What is needed: Give the data below again exactly as written, without its pictures.

Data shown:
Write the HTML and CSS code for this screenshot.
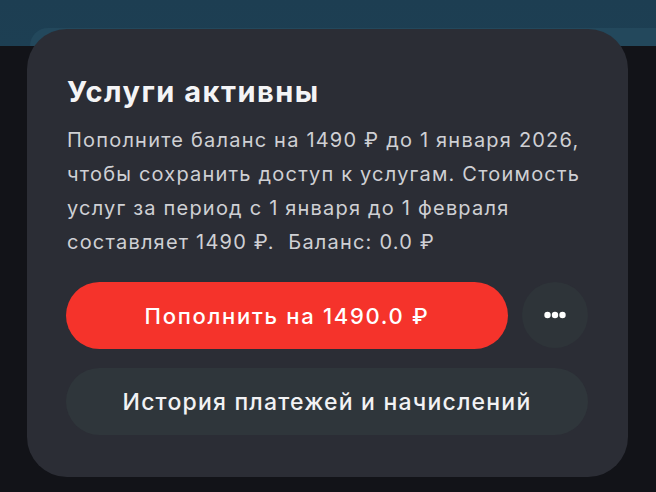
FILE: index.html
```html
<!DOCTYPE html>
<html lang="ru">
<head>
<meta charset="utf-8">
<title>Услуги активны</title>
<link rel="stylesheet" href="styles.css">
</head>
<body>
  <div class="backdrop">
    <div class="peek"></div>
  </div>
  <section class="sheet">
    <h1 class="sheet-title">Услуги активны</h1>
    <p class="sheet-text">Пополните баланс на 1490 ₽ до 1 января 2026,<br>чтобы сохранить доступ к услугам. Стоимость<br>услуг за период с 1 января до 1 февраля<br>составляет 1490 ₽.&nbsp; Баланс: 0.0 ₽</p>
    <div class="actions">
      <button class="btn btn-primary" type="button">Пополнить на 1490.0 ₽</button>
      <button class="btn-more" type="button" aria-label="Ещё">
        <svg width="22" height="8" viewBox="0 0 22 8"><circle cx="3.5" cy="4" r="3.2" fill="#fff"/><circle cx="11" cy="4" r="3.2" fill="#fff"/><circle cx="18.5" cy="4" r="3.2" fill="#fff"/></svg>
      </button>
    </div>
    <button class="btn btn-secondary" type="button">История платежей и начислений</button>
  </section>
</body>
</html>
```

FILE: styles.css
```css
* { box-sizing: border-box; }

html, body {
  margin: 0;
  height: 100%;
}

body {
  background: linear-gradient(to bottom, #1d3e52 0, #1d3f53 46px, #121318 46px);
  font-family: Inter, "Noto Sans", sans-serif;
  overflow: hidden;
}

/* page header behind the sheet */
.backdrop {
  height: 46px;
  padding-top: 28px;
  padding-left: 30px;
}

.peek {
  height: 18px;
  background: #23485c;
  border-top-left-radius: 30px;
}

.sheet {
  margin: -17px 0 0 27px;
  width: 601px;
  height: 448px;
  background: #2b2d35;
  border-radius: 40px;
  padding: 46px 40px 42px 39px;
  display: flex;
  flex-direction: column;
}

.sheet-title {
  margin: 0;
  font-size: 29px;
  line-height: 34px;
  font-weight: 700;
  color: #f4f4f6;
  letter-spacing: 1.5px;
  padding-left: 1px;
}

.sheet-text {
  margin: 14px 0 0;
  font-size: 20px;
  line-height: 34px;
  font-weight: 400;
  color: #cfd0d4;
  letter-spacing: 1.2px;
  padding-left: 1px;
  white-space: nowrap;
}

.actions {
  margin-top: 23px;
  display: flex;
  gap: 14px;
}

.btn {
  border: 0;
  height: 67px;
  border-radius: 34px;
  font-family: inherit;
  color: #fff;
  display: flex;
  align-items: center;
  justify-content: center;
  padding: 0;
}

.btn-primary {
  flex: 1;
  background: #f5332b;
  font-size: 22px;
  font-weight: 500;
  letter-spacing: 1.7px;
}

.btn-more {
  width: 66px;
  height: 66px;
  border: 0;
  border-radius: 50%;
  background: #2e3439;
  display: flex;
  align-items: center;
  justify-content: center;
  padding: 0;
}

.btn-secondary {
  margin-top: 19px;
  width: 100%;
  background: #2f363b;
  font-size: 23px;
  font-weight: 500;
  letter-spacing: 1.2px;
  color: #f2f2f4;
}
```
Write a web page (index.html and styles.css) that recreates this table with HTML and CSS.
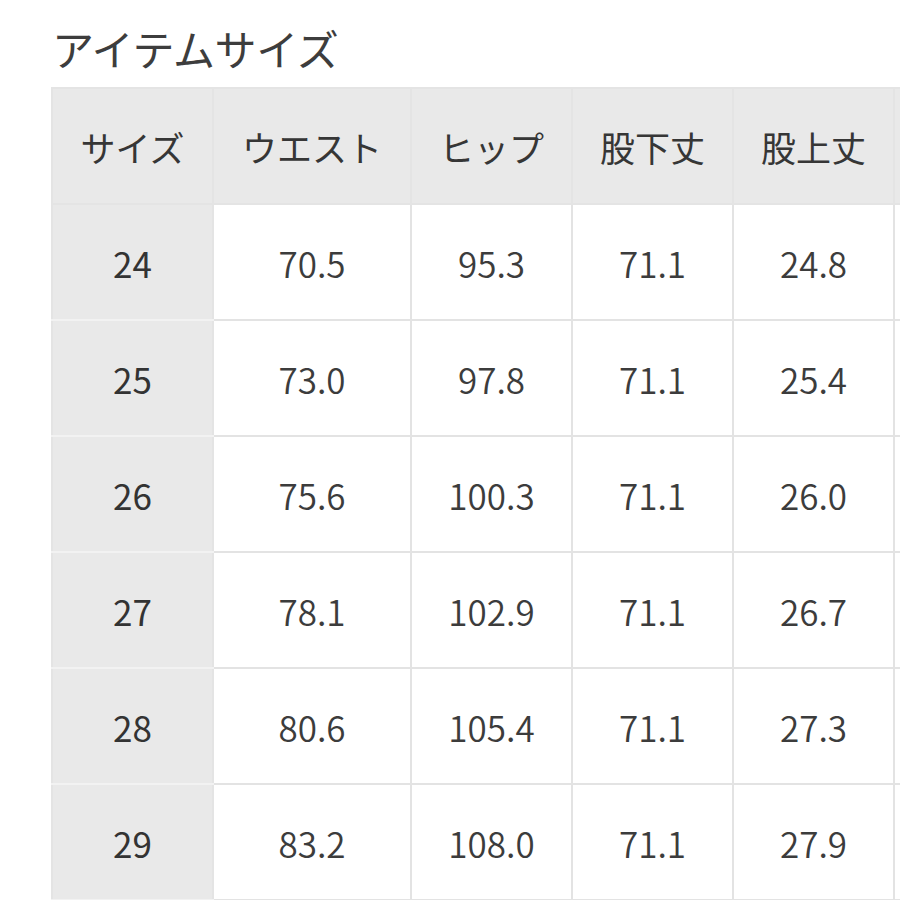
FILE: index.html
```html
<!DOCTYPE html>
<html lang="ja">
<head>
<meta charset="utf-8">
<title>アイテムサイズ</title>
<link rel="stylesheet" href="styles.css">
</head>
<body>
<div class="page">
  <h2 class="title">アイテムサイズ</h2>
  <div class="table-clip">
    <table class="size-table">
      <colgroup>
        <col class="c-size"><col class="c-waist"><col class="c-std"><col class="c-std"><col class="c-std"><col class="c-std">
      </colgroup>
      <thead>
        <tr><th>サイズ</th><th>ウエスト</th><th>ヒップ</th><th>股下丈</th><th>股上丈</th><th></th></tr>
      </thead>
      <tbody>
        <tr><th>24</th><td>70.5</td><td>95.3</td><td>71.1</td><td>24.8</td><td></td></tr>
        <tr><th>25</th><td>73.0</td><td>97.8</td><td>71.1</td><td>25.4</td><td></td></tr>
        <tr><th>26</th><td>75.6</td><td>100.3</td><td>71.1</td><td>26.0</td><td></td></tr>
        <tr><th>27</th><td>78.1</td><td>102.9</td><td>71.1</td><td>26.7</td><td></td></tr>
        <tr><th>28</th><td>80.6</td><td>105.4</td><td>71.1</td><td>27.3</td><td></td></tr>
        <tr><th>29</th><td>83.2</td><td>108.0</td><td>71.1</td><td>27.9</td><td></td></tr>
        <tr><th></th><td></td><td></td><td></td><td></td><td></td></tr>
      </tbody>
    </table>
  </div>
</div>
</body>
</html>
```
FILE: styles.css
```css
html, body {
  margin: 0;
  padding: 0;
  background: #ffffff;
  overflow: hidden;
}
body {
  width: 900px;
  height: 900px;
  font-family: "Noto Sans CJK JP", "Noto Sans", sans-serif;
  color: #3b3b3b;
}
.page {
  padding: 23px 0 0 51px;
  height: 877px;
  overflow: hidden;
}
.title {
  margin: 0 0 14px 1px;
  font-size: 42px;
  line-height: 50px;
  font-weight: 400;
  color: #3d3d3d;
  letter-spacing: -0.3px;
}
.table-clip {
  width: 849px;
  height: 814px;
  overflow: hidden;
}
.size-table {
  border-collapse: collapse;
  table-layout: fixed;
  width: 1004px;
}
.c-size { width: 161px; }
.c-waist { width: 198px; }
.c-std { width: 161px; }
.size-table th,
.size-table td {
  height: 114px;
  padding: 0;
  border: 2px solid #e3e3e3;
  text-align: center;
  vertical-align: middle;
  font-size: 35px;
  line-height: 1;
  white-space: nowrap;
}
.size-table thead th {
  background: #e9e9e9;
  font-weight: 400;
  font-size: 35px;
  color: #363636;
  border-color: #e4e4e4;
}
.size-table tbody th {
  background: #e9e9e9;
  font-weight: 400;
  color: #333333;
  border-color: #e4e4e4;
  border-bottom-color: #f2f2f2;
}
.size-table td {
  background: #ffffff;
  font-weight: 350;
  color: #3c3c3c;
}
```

Answer to the task:
Write the HTML and CSS code for this screenshot.
FILE: index.html
```html
<!DOCTYPE html>
<html lang="ru">
<head>
<meta charset="utf-8">
<title>Услуги активны</title>
<link rel="stylesheet" href="styles.css">
</head>
<body>
  <div class="backdrop">
    <div class="peek"></div>
  </div>
  <section class="sheet">
    <h1 class="sheet-title">Услуги активны</h1>
    <p class="sheet-text">Пополните баланс на 1490 ₽ до 1 января 2026,<br>чтобы сохранить доступ к услугам. Стоимость<br>услуг за период с 1 января до 1 февраля<br>составляет 1490 ₽.&nbsp; Баланс: 0.0 ₽</p>
    <div class="actions">
      <button class="btn btn-primary" type="button">Пополнить на 1490.0 ₽</button>
      <button class="btn-more" type="button" aria-label="Ещё">
        <svg width="22" height="8" viewBox="0 0 22 8"><circle cx="3.5" cy="4" r="3.2" fill="#fff"/><circle cx="11" cy="4" r="3.2" fill="#fff"/><circle cx="18.5" cy="4" r="3.2" fill="#fff"/></svg>
      </button>
    </div>
    <button class="btn btn-secondary" type="button">История платежей и начислений</button>
  </section>
</body>
</html>
```

FILE: styles.css
```css
* { box-sizing: border-box; }

html, body {
  margin: 0;
  height: 100%;
}

body {
  background: linear-gradient(to bottom, #1d3e52 0, #1d3f53 46px, #121318 46px);
  font-family: Inter, "Noto Sans", sans-serif;
  overflow: hidden;
}

/* page header behind the sheet */
.backdrop {
  height: 46px;
  padding-top: 28px;
  padding-left: 30px;
}

.peek {
  height: 18px;
  background: #23485c;
  border-top-left-radius: 30px;
}

.sheet {
  margin: -17px 0 0 27px;
  width: 601px;
  height: 448px;
  background: #2b2d35;
  border-radius: 40px;
  padding: 46px 40px 42px 39px;
  display: flex;
  flex-direction: column;
}

.sheet-title {
  margin: 0;
  font-size: 29px;
  line-height: 34px;
  font-weight: 700;
  color: #f4f4f6;
  letter-spacing: 1.5px;
  padding-left: 1px;
}

.sheet-text {
  margin: 14px 0 0;
  font-size: 20px;
  line-height: 34px;
  font-weight: 400;
  color: #cfd0d4;
  letter-spacing: 1.2px;
  padding-left: 1px;
  white-space: nowrap;
}

.actions {
  margin-top: 23px;
  display: flex;
  gap: 14px;
}

.btn {
  border: 0;
  height: 67px;
  border-radius: 34px;
  font-family: inherit;
  color: #fff;
  display: flex;
  align-items: center;
  justify-content: center;
  padding: 0;
}

.btn-primary {
  flex: 1;
  background: #f5332b;
  font-size: 22px;
  font-weight: 500;
  letter-spacing: 1.7px;
}

.btn-more {
  width: 66px;
  height: 66px;
  border: 0;
  border-radius: 50%;
  background: #2e3439;
  display: flex;
  align-items: center;
  justify-content: center;
  padding: 0;
}

.btn-secondary {
  margin-top: 19px;
  width: 100%;
  background: #2f363b;
  font-size: 23px;
  font-weight: 500;
  letter-spacing: 1.2px;
  color: #f2f2f4;
}
```
Write a web page (index.html and styles.css) that recreates this table with HTML and CSS.
FILE: index.html
```html
<!DOCTYPE html>
<html lang="ja">
<head>
<meta charset="utf-8">
<title>アイテムサイズ</title>
<link rel="stylesheet" href="styles.css">
</head>
<body>
<div class="page">
  <h2 class="title">アイテムサイズ</h2>
  <div class="table-clip">
    <table class="size-table">
      <colgroup>
        <col class="c-size"><col class="c-waist"><col class="c-std"><col class="c-std"><col class="c-std"><col class="c-std">
      </colgroup>
      <thead>
        <tr><th>サイズ</th><th>ウエスト</th><th>ヒップ</th><th>股下丈</th><th>股上丈</th><th></th></tr>
      </thead>
      <tbody>
        <tr><th>24</th><td>70.5</td><td>95.3</td><td>71.1</td><td>24.8</td><td></td></tr>
        <tr><th>25</th><td>73.0</td><td>97.8</td><td>71.1</td><td>25.4</td><td></td></tr>
        <tr><th>26</th><td>75.6</td><td>100.3</td><td>71.1</td><td>26.0</td><td></td></tr>
        <tr><th>27</th><td>78.1</td><td>102.9</td><td>71.1</td><td>26.7</td><td></td></tr>
        <tr><th>28</th><td>80.6</td><td>105.4</td><td>71.1</td><td>27.3</td><td></td></tr>
        <tr><th>29</th><td>83.2</td><td>108.0</td><td>71.1</td><td>27.9</td><td></td></tr>
        <tr><th></th><td></td><td></td><td></td><td></td><td></td></tr>
      </tbody>
    </table>
  </div>
</div>
</body>
</html>
```
FILE: styles.css
```css
html, body {
  margin: 0;
  padding: 0;
  background: #ffffff;
  overflow: hidden;
}
body {
  width: 900px;
  height: 900px;
  font-family: "Noto Sans CJK JP", "Noto Sans", sans-serif;
  color: #3b3b3b;
}
.page {
  padding: 23px 0 0 51px;
  height: 877px;
  overflow: hidden;
}
.title {
  margin: 0 0 14px 1px;
  font-size: 42px;
  line-height: 50px;
  font-weight: 400;
  color: #3d3d3d;
  letter-spacing: -0.3px;
}
.table-clip {
  width: 849px;
  height: 814px;
  overflow: hidden;
}
.size-table {
  border-collapse: collapse;
  table-layout: fixed;
  width: 1004px;
}
.c-size { width: 161px; }
.c-waist { width: 198px; }
.c-std { width: 161px; }
.size-table th,
.size-table td {
  height: 114px;
  padding: 0;
  border: 2px solid #e3e3e3;
  text-align: center;
  vertical-align: middle;
  font-size: 35px;
  line-height: 1;
  white-space: nowrap;
}
.size-table thead th {
  background: #e9e9e9;
  font-weight: 400;
  font-size: 35px;
  color: #363636;
  border-color: #e4e4e4;
}
.size-table tbody th {
  background: #e9e9e9;
  font-weight: 400;
  color: #333333;
  border-color: #e4e4e4;
  border-bottom-color: #f2f2f2;
}
.size-table td {
  background: #ffffff;
  font-weight: 350;
  color: #3c3c3c;
}
```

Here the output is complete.